HAVANA - U.S. linguist and political dissident
Noam Chomsky said on Wednesday that President Bush will have to
"manufacture" another threat to American security to win
reelection in 2004 after U.S failure in occupying Iraq.
Chomsky, attending a Latin American social sciences
conference in Cuba, said that since the Sept. 11 attacks on the
United States, the Bush administration had redefined U.S.
national security policy to include the use of force abroad,
with or without U.N. approval.
"It is a frightened country and it is easy to conjure up an
imminent threat," Chomsky said at the launching of a Cuban
edition of a book of interviews published by the Mexican
newspaper La Jornada, when asked how Bush could get reelected.

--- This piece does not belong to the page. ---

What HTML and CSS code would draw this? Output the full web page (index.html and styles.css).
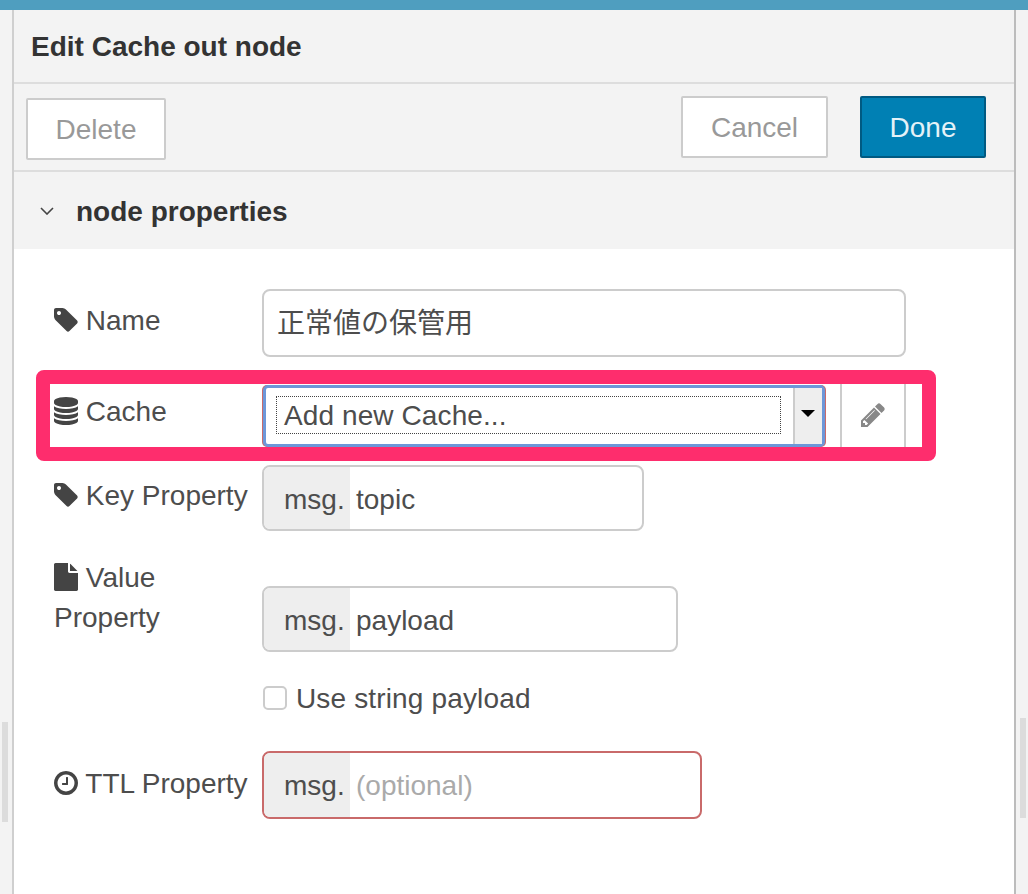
FILE: index.html
```html
<!DOCTYPE html>
<html lang="en">
<head>
    <meta charset="UTF-8">
    <meta name="viewport" content="width=device-width, initial-scale=1.0">
    <title>Edit Cache out node</title>
    <link rel="stylesheet" href="styles.css">
</head>
<body>

    <div class="top-bar"></div>

    <div class="workspace">
        <div class="gutter gutter-left"><div class="thumb"></div></div>

        <main class="tray">
            <!-- Tray header -->
            <header class="tray-title">Edit Cache out node</header>

            <div class="toolbar">
                <button class="btn btn-delete">Delete</button>
                <div class="toolbar-right">
                    <button class="btn">Cancel</button>
                    <button class="btn btn-primary">Done</button>
                </div>
            </div>

            <div class="section-head">
                <svg class="chevron" viewBox="0 0 14 8"><path d="M1 1l6 6 6-6"/></svg>
                <span>node properties</span>
            </div>

            <!-- Form rows -->
            <form class="form">
                <div class="row row-name">
                    <label class="row-label">
                        <svg class="icon" viewBox="0 0 1792 1792"><path d="M576 448q0-53-37.5-90.5t-90.5-37.5-90.5 37.5-37.5 90.5 37.5 90.5 90.5 37.5 90.5-37.5 37.5-90.5zm1067 576q0 53-37 90l-491 492q-39 37-91 37-53 0-90-37l-715-716q-38-37-64.5-101t-26.5-117v-416q0-52 38-90t90-38h416q53 0 117 26.5t102 64.5l715 714q37 39 37 91z"/></svg>
                        Name
                    </label>
                    <div class="field field-name"><span class="field-text field-text-cjk">正常値の保管用</span></div>
                </div>

                <div class="row row-cache">
                    <div class="highlight"></div>
                    <label class="row-label">
                        <svg class="icon" viewBox="0 0 1792 1792"><path d="M896 768q237 0 443-43t325-127v170q0 69-103 128t-280 93.5-385 34.5-385-34.5-280-93.5-103-128v-170q119 84 325 127t443 43zm0 768q237 0 443-43t325-127v170q0 69-103 128t-280 93.5-385 34.5-385-34.5-280-93.5-103-128v-170q119 84 325 127t443 43zm0-384q237 0 443-43t325-127v170q0 69-103 128t-280 93.5-385 34.5-385-34.5-280-93.5-103-128v-170q119 84 325 127t443 43zm0-1152q208 0 385 34.5t280 93.5 103 128v128q0 69-103 128t-280 93.5-385 34.5-385-34.5-280-93.5-103-128v-128q0-69 103-128t280-93.5 385-34.5z"/></svg>
                        Cache
                    </label>
                    <div class="select">
                        <div class="select-value"><span>Add new Cache...</span></div>
                        <div class="select-arrow"></div>
                    </div>
                    <div class="edit-btn">
                        <svg class="icon-pencil" viewBox="0 0 1792 1792"><path d="M491 1536l91-91-235-235-91 91v107h128v128h107zm523-928q0-22-22-22-10 0-17 7l-542 542q-7 7-7 17 0 22 22 22 10 0 17-7l542-542q7-7 7-17zm-54-192l416 416-832 832h-416v-416zm683 96q0 53-37 90l-166 166-416-416 166-165q36-38 90-38 53 0 91 38l235 234q37 39 37 91z"/></svg>
                    </div>
                </div>

                <div class="row row-key">
                    <label class="row-label">
                        <svg class="icon" viewBox="0 0 1792 1792"><path d="M576 448q0-53-37.5-90.5t-90.5-37.5-90.5 37.5-37.5 90.5 37.5 90.5 90.5 37.5 90.5-37.5 37.5-90.5zm1067 576q0 53-37 90l-491 492q-39 37-91 37-53 0-90-37l-715-716q-38-37-64.5-101t-26.5-117v-416q0-52 38-90t90-38h416q53 0 117 26.5t102 64.5l715 714q37 39 37 91z"/></svg>
                        Key Property
                    </label>
                    <div class="field field-key">
                        <span class="prefix">msg.</span>
                        <span class="field-value">topic</span>
                    </div>
                </div>

                <div class="row row-value">
                    <label class="row-label">
                        <svg class="icon" viewBox="0 0 1792 1792"><path d="M1152 512v-472q22 14 36 28l408 408q14 14 28 36h-472zm-128 32q0 40 28 68t68 28h544v1056q0 40-28 68t-68 28h-1344q-40 0-68-28t-28-68v-1600q0-40 28-68t68-28h800v544z"/></svg>
                        Value Property
                    </label>
                    <div class="field field-val">
                        <span class="prefix">msg.</span>
                        <span class="field-value">payload</span>
                    </div>
                </div>

                <div class="check-row">
                    <span class="checkbox"></span>
                    <span class="check-text">Use string payload</span>
                </div>

                <div class="row row-ttl">
                    <label class="row-label">
                        <svg class="icon" viewBox="0 0 1792 1792"><path d="M1024 544v448q0 14-9 23t-23 9h-320q-14 0-23-9t-9-23v-64q0-14 9-23t23-9h224v-352q0-14 9-23t23-9h64q14 0 23 9t9 23zm416 352q0-148-73-273t-198-198-273-73-273 73-198 198-73 273 73 273 198 198 273 73 273-73 198-198 73-273zm224 0q0 209-103 385.5t-279.5 279.5-385.5 103-385.5-103-279.5-279.5-103-385.5 103-385.5 279.5-279.5 385.5-103 385.5 103 279.5 279.5 103 385.5z"/></svg>
                        TTL Property
                    </label>
                    <div class="field field-ttl">
                        <span class="prefix">msg.</span>
                        <span class="field-value field-placeholder">(optional)</span>
                    </div>
                </div>
            </form>
        </main>

        <div class="gutter gutter-right"><div class="thumb"></div></div>
    </div>

</body>
</html>
```

FILE: styles.css
```css
html, body {
    margin: 0;
    padding: 0;
    height: 100%;
    overflow: hidden;
}
body {
    font-family: "Liberation Sans", Arial, sans-serif;
    font-size: 28px;
    color: #4d4d4d;
    background-color: #f3f3f3;
}
.top-bar {
    height: 10px;
    background-color: #4f9ebf;
}
.workspace {
    display: flex;
    height: 884px;
}
.gutter {
    position: relative;
    width: 12px;
    background-color: #f3f3f3;
}
.thumb {
    position: absolute;
    width: 6px;
    height: 100px;
    background-color: #dcdcdc;
}
.gutter-left .thumb {
    left: 2px;
    top: 712px;
}
.gutter-right .thumb {
    right: 2px;
    top: 708px;
}
.tray {
    flex: 1;
    border-left: 2px solid #cfcfcf;
    border-right: 2px solid #bcbcbc;
    background-color: #fff;
}
.tray-title {
    height: 72px;
    line-height: 74px;
    padding-left: 17px;
    font-weight: bold;
    color: #333;
    background-color: #f3f3f3;
    border-bottom: 2px solid #ddd;
}
.toolbar {
    display: flex;
    justify-content: space-between;
    height: 88px;
    padding: 12px 28px 0 12px;
    box-sizing: border-box;
    background-color: #f3f3f3;
    border-bottom: 2px solid #ddd;
}
.toolbar-right {
    display: flex;
    gap: 32px;
}
.btn {
    height: 62px;
    width: 147px;
    font-family: inherit;
    font-size: 28px;
    color: #999;
    background-color: #fff;
    border: 2px solid #ccc;
    border-radius: 2px;
    padding: 2px 0 0;
}
.btn-delete {
    width: 140px;
    margin-top: 2px;
}
.btn-primary {
    width: 126px;
    color: #e4f2f8;
    background-color: #0080b4;
    border-color: #005a82;
}
.section-head {
    display: flex;
    align-items: center;
    height: 77px;
    padding-left: 26px;
    font-weight: bold;
    color: #333;
    background-color: #f3f3f3;
}
.section-head span {
    padding-top: 2px;
}
.chevron {
    width: 14px;
    height: 8px;
    margin-right: 22px;
    margin-top: 1px;
    fill: none;
    stroke: #444;
    stroke-width: 1.6;
}
.form {
    padding: 40px 0 0 40px;
}
.row {
    display: flex;
    align-items: flex-start;
    position: relative;
}
.row-label {
    width: 208px;
    flex-shrink: 0;
    line-height: 40px;
    margin-top: 11px;
}
.icon {
    width: 28px;
    height: 28px;
    fill: #444;
    vertical-align: -4px;
    margin-left: -2px;
    margin-right: -2px;
}
.field {
    display: flex;
    box-sizing: border-box;
    height: 66px;
    line-height: 66px;
    background-color: #fff;
    border: 2px solid #ccc;
    border-radius: 8px;
    overflow: hidden;
}
.field-name {
    width: 644px;
    height: 68px;
}
.field-text {
    padding-left: 13px;
}
.field-text-cjk {
    font-family: "Liberation Sans", "Noto Sans CJK JP", sans-serif;
}
.field-key {
    width: 382px;
}
.field-val {
    width: 416px;
    margin-top: 28px;
}
.field-ttl {
    width: 440px;
    height: 68px;
    border-color: #c96a6a;
}
.prefix {
    width: 86px;
    padding-left: 20px;
    box-sizing: border-box;
    background-color: #eee;
}
.field-value {
    padding-left: 6px;
}
.field-placeholder {
    color: #aaa;
}
.row-name .row-label {
    margin-top: 12px;
}
.row-cache {
    margin-top: 26px;
    height: 66px;
}
.row-cache .row-label {
    margin-top: 9px;
}
.row-key {
    margin-top: 16px;
}
.row-value {
    margin-top: 27px;
}
.row-value .row-label {
    margin-top: 0;
}
.row-ttl {
    margin-top: 35px;
}
.row-ttl .row-label {
    margin-top: 13px;
}
.select {
    display: flex;
    box-sizing: border-box;
    width: 562px;
    height: 62px;
    margin: 2px 0 0 1px;
    letter-spacing: 0.1px;
    background-color: #fff;
    border: 3px solid #6d97d9;
    border-radius: 5px;
    box-shadow: 1px 0 0 #c96a6a, -1px 0 0 #c96a6a;
}
.select-value {
    flex: 1;
    padding: 8px 12px 10px 10px;
}
.select-value span {
    display: block;
    height: 38px;
    line-height: 38px;
    padding-left: 7px;
    border: 1px dotted #444;
    box-sizing: border-box;
}
.select-arrow {
    position: relative;
    width: 27px;
    background-color: #eee;
    border-left: 2px solid #ccc;
}
.select-arrow::after {
    content: "";
    position: absolute;
    left: 6px;
    top: 22px;
    border-left: 7px solid transparent;
    border-right: 7px solid transparent;
    border-top: 7px solid #000;
}
.edit-btn {
    display: flex;
    align-items: center;
    justify-content: center;
    box-sizing: border-box;
    width: 66px;
    height: 70px;
    margin: -2px 0 0 15px;
    background-color: #fff;
    border: 2px solid #ccc;
    border-radius: 2px;
}
.icon-pencil {
    width: 28px;
    height: 28px;
    margin-top: -2px;
    fill: #888;
}
/* pink marker drawn over the screenshot */
.highlight {
    position: absolute;
    left: -18px;
    top: -13px;
    width: 900px;
    height: 91px;
    box-sizing: border-box;
    border: 14px solid #fe2d6d;
    border-radius: 8px;
    z-index: 2;
}
.check-row {
    display: flex;
    align-items: center;
    gap: 9px;
    height: 36px;
    margin: 28px 0 0 209px;
}
.check-text {
    padding-top: 2px;
    letter-spacing: 0.15px;
}
.checkbox {
    box-sizing: border-box;
    width: 24px;
    height: 24px;
    background-color: #fff;
    border: 2px solid #ccc;
    border-radius: 5px;
}
```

"They have a card that they can play ... terrify the
population with some invented threat, and that is not very hard
to do," he said.

Noam Chomsky (L), MIT professor of linguistics and philosophy, talks with Cuban President Fidel Castro at a conference of the Latin American Social Sciences Council (CLACSO), in Havana October 28, 2003. Chomsky, in a lecture attended by Castro, said President George W. Bush's administration will have to resort to a 'fear factor' and 'manufacture' a new threat to U.S. national security to win the 2004 elections. (Rafael Perez/Reuters)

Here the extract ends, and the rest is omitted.